The survey by New York-based consulting firm PwC also found that more than half of respondents reported the shift to the cloud was smooth and on time, but many others are underestimating and oversimplifying the effort it takes to replace traditional on-premises software with cloud services.
In addition, 118 respondents said they weren't fully prepared for the change in business processes required by the move to the cloud, and 113 were not ready or able to give up the customizations they had on-premises and embrace the cloud mind-set, said Dan Staley, the HR technology leader for PwC and principal author of the 30-page report.
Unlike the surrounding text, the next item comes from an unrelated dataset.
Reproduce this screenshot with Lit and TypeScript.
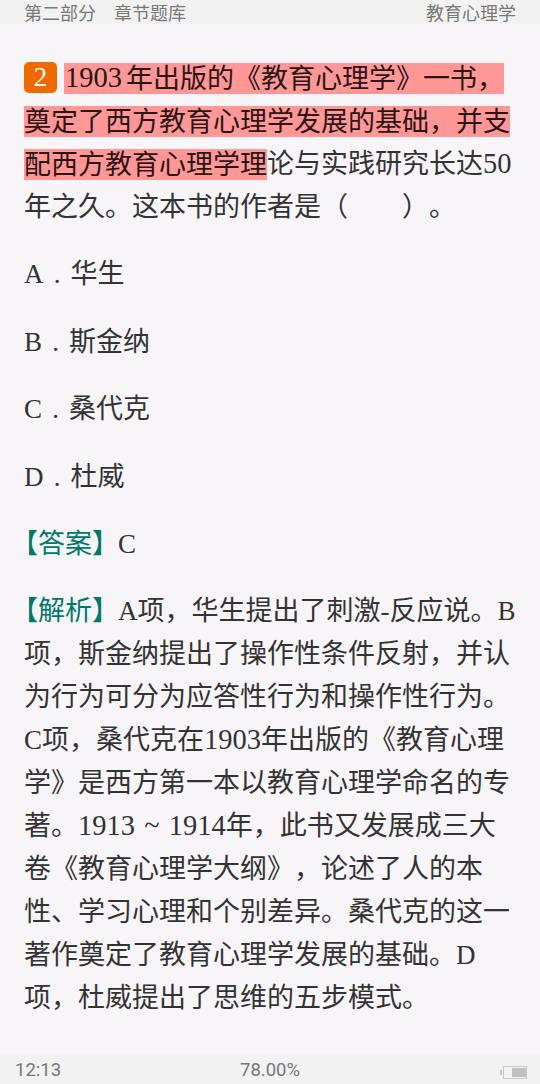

"Marketing hype within the industry doesn't help," the authors wrote. "HR business and technology leaders are often told that cloud migrations can be achieved within several weeks or a few months. While this is sometimes true for smaller organizations that have moved off spreadsheets or manual processes, it is not quite that easy for larger, more complex or global organizations."
Staley said some organizations need to spend more time on due diligence before buying a cloud system. They should understand the requirements of certain HR functions they don't want changed and then match those up against the software they are evaluating to ensure it will deliver on those items, he said.
The survey authors also said an up-front strategy and clear guidelines are important to help boost success. They said that companies need to be willing to change business practices and ready to embrace new processes if they want to shift HR to the cloud.
More than half in HR survey said implementation smooth with no surprises
In the HR survey, 52% said the implementation was smooth, completed on time, on budget and with no surprises, while 23% said it took longer and cost more than expected, and 20% were unsure. Just 5% said it was shorter and cheaper than expected.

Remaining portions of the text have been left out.